I'm getting side tracked. Time. Sometimes it takes looking forward to an event for a long time to really look at each day and take stock of what happened. It isn't until you do that, that the days are counted. And once the days are counted, they slow down. I don't think I would remember the last three months as well if I were just living my life from day to day. I don't know if this makes sense to you, but in my mind it does, and it has enlightened my brain to think about it. So take stock of your days, and you will remember them better. Even the ordinary chase your kids around and change their diapers kind of days. For they will pass quickly, and you never know when a sudden change will come and change those ordinary days completely.

Monday, February 22, 2010

7 days, 2 hours, 40 minutes and 40 seconds

Ok so I don't know the exact second the cast will come off, and the doctor will probably be running late so it might be closer to 3 hours, but the fact remains... 7 DAYS LEFT!!!!

When people ask me "How much longer does she have?" I can officially say, "Monday" (and proceed to jump around and grin from ear to ear). No more of this __ week stuff, we are down to days.

Cecilia is excited too, see

Monday, February 15, 2010

Major Accomplishment

First let me say, TWO WEEKS FROM TODAY!!! Can you tell I'm excited? I started a list of all of the things I have to do before then and I think it is enough to keep me busy. Which will be good because hopefully I won't be so antsy.

Now on to Cecilia's major accomplishment of last week. She DRANK FROM A SIPPY CUP!!! Ok so maybe I'm a little over excited today, but really it was a huge deal. We've been working on it for a long time. Since she got in the cast really, which we all know was 10 weeks ago. She would drink from a sports bottle that drips liquid into her mouth, she would open her mouth for it. But until last week she would never suck anything. But they say the key to getting them to take a sippy cup is to keep trying different kinds of cups, with different liquid, at different temperatures, until you find what they like. Well I finally found the perfect cup. It was made for her and her peculiarities. I won't bore you with the details. But she picked it up, tentatively tasted what was inside, and sucked down about an ounce.

She is such an apple girl. The first time I got her to actually open her mouth for food was for applesauce. And the way I get her to let me trim her nails is to give her an apple slice to suck on (although now that she has teeth and knows how to use them I can't do it anymore). So of course the way I would get her to take a sippy cup would be with diluted apple juice. I tried it before, but I guess I didn't have the right sippy. But now... Well see for yourself and if you watch to the end you will see her famous clap (that I proudly taught her to do).

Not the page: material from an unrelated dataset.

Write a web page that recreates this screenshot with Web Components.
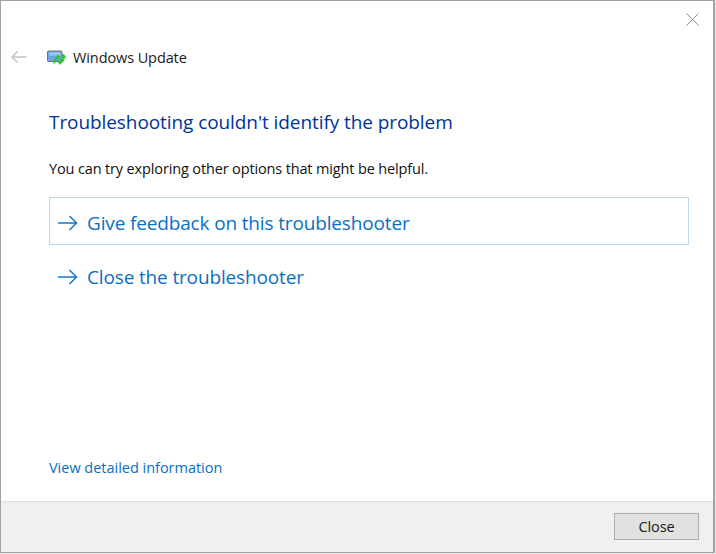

Oh and another major accomplishment of last week, she started sleeping through the night on a regular basis. Maybe that is why I'm so excited today, because I'm better rested. Nah, I'm still not sleeping through the night even though she is. I guess I'm too trained and wake up waiting for her to get up, or wake up to go to the bathroom. Shaun keeps thinking he slept through me getting up and wakes up in a panic. Who sleep trained whom? :)

Thursday, February 4, 2010

Wave Hello and Goodbye

My parents recently came to visit and they were waving goodbye to Cecilia and it looked like something clicked and she waved back to them. It was amazing! Well I was recording her eating yesterday and caught these anomalies on tape. Enjoy!

Wednesday, February 3, 2010

Less than 4 Weeks!

I meant to post on Monday, which was the day that we had 4 weeks left. But it didn't happen. Oh well, less than 4 weeks is even better. I hope they go by quickly!
So some milestones that have happened since I last wrote are:

Cecilia has decided she doesn't want to be swaddled anymore. This experience has been a lot easier than I thought it would be. I think the real lesson here for me was, she will let us know when she is ready for something. We have tried a couple of times to break her from the swaddle because she was getting so old for it and thought maybe that was the cause of her not sleeping in the past (instead of looking at the elephant in the room with is the CAST!). But our previous attempts didn't go well and Shaun ended up rocking her to sleep every time. The difference came last Wednesday night when she kept breaking out of the wrap and crying because she didn't know what to do after she got out. After we reswaddled her, changed her diaper, and fed her we realized it was the wrap that was the problem and time to let her cry it out. It is really difficult to let your child cry at 3 am. You want to sleep and every minute seems much longer than that when you are laying in your bed watching them go by. But we knew it was time and she made the decision to break out of the swaddle. It only took her a half hour of hard crying to start to calm herself down and after an hour she was back asleep. I knew once we started the journey we had to finish it. So it was cold turkey from there. Next night she was awake when I put her down, which isn't normally a problem, but I was nervous about her putting herself to sleep with her arm flailing. But she talked for a little while and then fell asleep WITHOUT CRYING! Shaun and I were both shocked and I worried that she was just gearing up for the fight. But no, every night since then she has either put herself to sleep, or stayed asleep when I put her down with no fuss. I have been so incredibly proud of her and really think it was because she was ready for it and it was her decision. I need to remember this next time I'm trying to make a change and it isn't going well (especially when we potty train her). Naps took a lot longer to get back on track, but we are used to that with this cast on. In fact today was the first day she put herself to sleep for a nap. I knew naps would be harder, but decided it was best to do it all at the same time. Hopefully she will be back to normal again, for the next four weeks and then everything is in the air again :)

The other update is Cecilia is totally a pro at feeding herself now. Any food I put on her table that is finger food, she picks it up and gets it in her mouth first try. I have to be careful with how much bread I give her because she just shoves them all in her mouth at the same time. It has been so much fun to watch her figure things out so quickly. I'll have to take a video to show you.
That is about it, just hoping 26 days go by fast!